Protection during quiet and transitional periods

What changes when the doors close

During opening hours, heritage and cultural sites are shaped by visitors. Movement, behaviour, and interaction define how spaces are used, and risk tends to be visible and immediate. Boundaries are tested in small ways, often unintentionally, as people explore freely. Once sites close, the nature of exposure changes. Buildings, galleries, and collections sit still, often across large, complex layouts. Access reduces, supervision thins, and issues may go unnoticed until the next opening. Between these two states sit transitions. Early mornings, late evenings, changeovers between events or exhibitions, and periods of partial access create moments where assumptions slip and controls soften. Maintaining awareness across open hours, closures, and transitions helps these settings remain stable, supporting preservation and readiness without altering the public-facing character of the space.
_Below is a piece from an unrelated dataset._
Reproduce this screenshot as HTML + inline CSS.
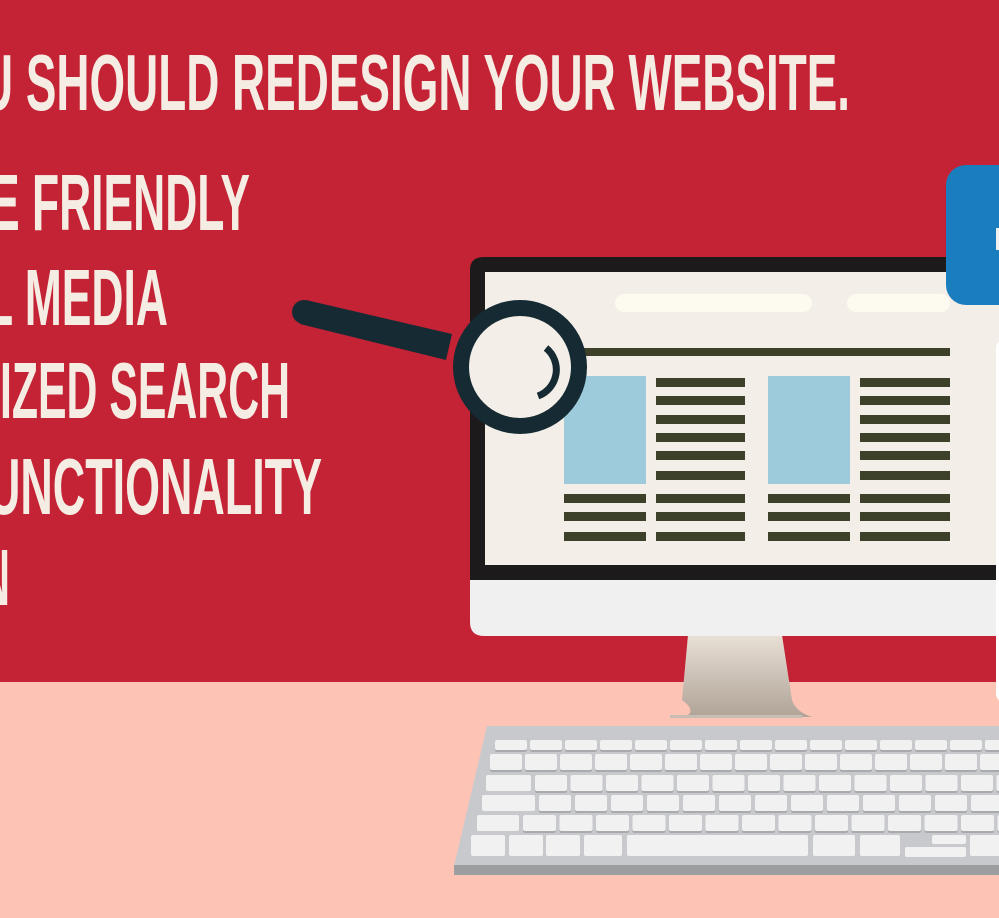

Frequently asked questions

How do you protect collections and historic fabric without turning the site into a controlled facility?
Protection comes from positioning and intervention at specific points. Security remains present, watching how people interact with the space. When behaviour starts to create risk, such as touching objects, leaning on structures, or crossing informal boundaries, staff step in with a quiet, direct instruction and guide the visitor away.
What happens when visitors damage something unintentionally?
The priority is to prevent further damage, record what occurred accurately, and support staff without escalating the situation in front of other visitors.
How do you deal with repeated low-level behaviour that slowly affects the site?
Patterns are tracked over time. This allows adjustments to positioning, supervision, or access that reduce cumulative impact.
Who decides when to intervene if behaviour sits in a grey area?
Decisions follow agreed priorities and escalation routes.
How do you manage protection during closures, events, or partial access periods?
Attention focuses on access control, awareness of site condition, and consistency during transitions.
What evidence is available if questions are raised later by trustees, insurers, or regulators?
Clear records and accurate reporting provide visibility over access, incidents, and site conditions, supporting accountability and informed review.